— START Dataset content —
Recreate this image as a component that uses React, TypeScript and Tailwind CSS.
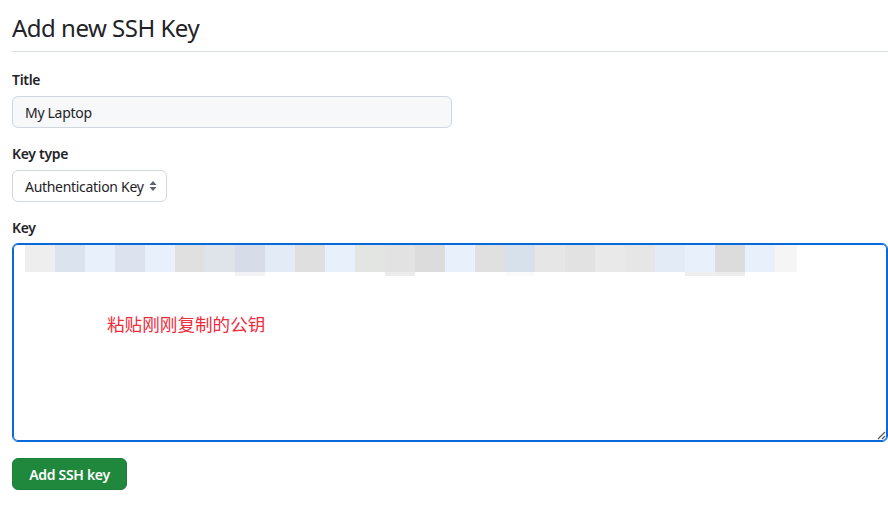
import React from "react";

const blocks: { c: string; u?: string }[] = [
  { c: "#eeeeee" },
  { c: "#dae3ee" },
  { c: "#e8f0fb" },
  { c: "#dce3ee" },
  { c: "#e8f0fb" },
  { c: "#e0e0e0" },
  { c: "#dfe3ea" },
  { c: "#d6dde8", u: "#f3f3f5" },
  { c: "#e3ecf6" },
  { c: "#dfdfdf" },
  { c: "#e8f0fb" },
  { c: "#e3e5e3" },
  { c: "#e2e2e2", u: "#ececec" },
  { c: "#dcdcdc" },
  { c: "#e8f0fb" },
  { c: "#e0e0e0" },
  { c: "#d6e1ec", u: "#fbfbfb" },
  { c: "#e6e6e6" },
  { c: "#e2e2e2" },
  { c: "#e9e9e9" },
  { c: "#e6e6e6" },
  { c: "#e3ebf6" },
  { c: "#e8f0fb", u: "#efefef" },
  { c: "#dcdcdc", u: "#ececec" },
  { c: "#e8f0fb" },
  { c: "#f5f5f5" },
];

export default function App() {
  return (
    <div
      className="w-[888px] h-[506px] bg-white overflow-hidden text-[#1f2328] tracking-[-0.3px]"
      style={{ fontFamily: '"Noto Sans", "Liberation Sans", "Noto Sans CJK SC", sans-serif' }}
    >
      <div className="pl-3 pt-[10px]">
        <h1 className="text-[24px] leading-[36px] font-normal pb-[5px] border-b border-[#d8dee4] tracking-[-0.5px]">
          Add new SSH Key
        </h1>
        <div className="mt-[18px] text-[14px] font-semibold leading-[20px]">Title</div>
        <div className="mt-[6px] w-[440px] h-[32px] rounded-[6px] border border-[#d0d7de] bg-[#f6f8fa] flex items-center px-3 text-[14px]">
          My Laptop
        </div>
        <div className="mt-[16px] text-[14px] font-semibold leading-[20px]">Key type</div>
        <div className="mt-[6px] w-[155px] h-[32px] rounded-[6px] border border-[#d0d7de] bg-white flex items-center pl-3 pr-2 text-[14px] justify-between">
          <span>Authentication Key</span>
          <svg width="8" height="12" viewBox="0 0 8 12" className="mr-[1px]">
            <path d="M4 1 L7.5 5 H0.5 Z" fill="#59636e" />
            <path d="M4 11 L7.5 7 H0.5 Z" fill="#59636e" />
          </svg>
        </div>
        <div className="mt-[16px] text-[14px] font-semibold leading-[20px]">Key</div>
        <div className="relative mt-[5px] h-[199px] rounded-[6px] border border-[#0969da] shadow-[inset_0_0_0_1px_#0969da] bg-white">
          <div className="flex pl-[12px] pt-[1px]">
            {blocks.map((b, i) => (
              <div key={i} className="flex flex-col">
                <div className={i === blocks.length - 1 ? "w-[22px] h-[27px]" : "w-[30px] h-[27px]"} style={{ background: b.c }} />
                <div className="w-[30px] h-[4px]" style={{ background: b.u ?? "transparent" }} />
              </div>
            ))}
          </div>
          <div className="ml-[94px] mt-[36px] text-[17.6px] leading-[24px] tracking-normal text-[#ee2c3c]">
            粘贴刚刚复制的公钥
          </div>
          <svg width="10" height="10" viewBox="0 0 10 10" className="absolute right-[1px] bottom-[1px]">
            <path d="M9 2 L2 9 M9 6 L6 9" stroke="#555" strokeWidth="1.2" />
          </svg>
        </div>
        <button className="mt-[16px] w-[115px] h-[32px] rounded-[6px] bg-[#1f883d] border border-[#1a7f37] text-white text-[14px] font-semibold flex items-center justify-center">
          Add SSH key
        </button>
      </div>
    </div>
  );
}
— END Dataset content —
#### The problem
Restate the data above word for word. Do not include the images.

#### Answer to this exercise
Recreate this image as a component that uses React, TypeScript and Tailwind CSS.
import React from "react";

const blocks: { c: string; u?: string }[] = [
  { c: "#eeeeee" },
  { c: "#dae3ee" },
  { c: "#e8f0fb" },
  { c: "#dce3ee" },
  { c: "#e8f0fb" },
  { c: "#e0e0e0" },
  { c: "#dfe3ea" },
  { c: "#d6dde8", u: "#f3f3f5" },
  { c: "#e3ecf6" },
  { c: "#dfdfdf" },
  { c: "#e8f0fb" },
  { c: "#e3e5e3" },
  { c: "#e2e2e2", u: "#ececec" },
  { c: "#dcdcdc" },
  { c: "#e8f0fb" },
  { c: "#e0e0e0" },
  { c: "#d6e1ec", u: "#fbfbfb" },
  { c: "#e6e6e6" },
  { c: "#e2e2e2" },
  { c: "#e9e9e9" },
  { c: "#e6e6e6" },
  { c: "#e3ebf6" },
  { c: "#e8f0fb", u: "#efefef" },
  { c: "#dcdcdc", u: "#ececec" },
  { c: "#e8f0fb" },
  { c: "#f5f5f5" },
];

export default function App() {
  return (
    <div
      className="w-[888px] h-[506px] bg-white overflow-hidden text-[#1f2328] tracking-[-0.3px]"
      style={{ fontFamily: '"Noto Sans", "Liberation Sans", "Noto Sans CJK SC", sans-serif' }}
    >
      <div className="pl-3 pt-[10px]">
        <h1 className="text-[24px] leading-[36px] font-normal pb-[5px] border-b border-[#d8dee4] tracking-[-0.5px]">
          Add new SSH Key
        </h1>
        <div className="mt-[18px] text-[14px] font-semibold leading-[20px]">Title</div>
        <div className="mt-[6px] w-[440px] h-[32px] rounded-[6px] border border-[#d0d7de] bg-[#f6f8fa] flex items-center px-3 text-[14px]">
          My Laptop
        </div>
        <div className="mt-[16px] text-[14px] font-semibold leading-[20px]">Key type</div>
        <div className="mt-[6px] w-[155px] h-[32px] rounded-[6px] border border-[#d0d7de] bg-white flex items-center pl-3 pr-2 text-[14px] justify-between">
          <span>Authentication Key</span>
          <svg width="8" height="12" viewBox="0 0 8 12" className="mr-[1px]">
            <path d="M4 1 L7.5 5 H0.5 Z" fill="#59636e" />
            <path d="M4 11 L7.5 7 H0.5 Z" fill="#59636e" />
          </svg>
        </div>
        <div className="mt-[16px] text-[14px] font-semibold leading-[20px]">Key</div>
        <div className="relative mt-[5px] h-[199px] rounded-[6px] border border-[#0969da] shadow-[inset_0_0_0_1px_#0969da] bg-white">
          <div className="flex pl-[12px] pt-[1px]">
            {blocks.map((b, i) => (
              <div key={i} className="flex flex-col">
                <div className={i === blocks.length - 1 ? "w-[22px] h-[27px]" : "w-[30px] h-[27px]"} style={{ background: b.c }} />
                <div className="w-[30px] h-[4px]" style={{ background: b.u ?? "transparent" }} />
              </div>
            ))}
          </div>
          <div className="ml-[94px] mt-[36px] text-[17.6px] leading-[24px] tracking-normal text-[#ee2c3c]">
            粘贴刚刚复制的公钥
          </div>
          <svg width="10" height="10" viewBox="0 0 10 10" className="absolute right-[1px] bottom-[1px]">
            <path d="M9 2 L2 9 M9 6 L6 9" stroke="#555" strokeWidth="1.2" />
          </svg>
        </div>
        <button className="mt-[16px] w-[115px] h-[32px] rounded-[6px] bg-[#1f883d] border border-[#1a7f37] text-white text-[14px] font-semibold flex items-center justify-center">
          Add SSH key
        </button>
      </div>
    </div>
  );
}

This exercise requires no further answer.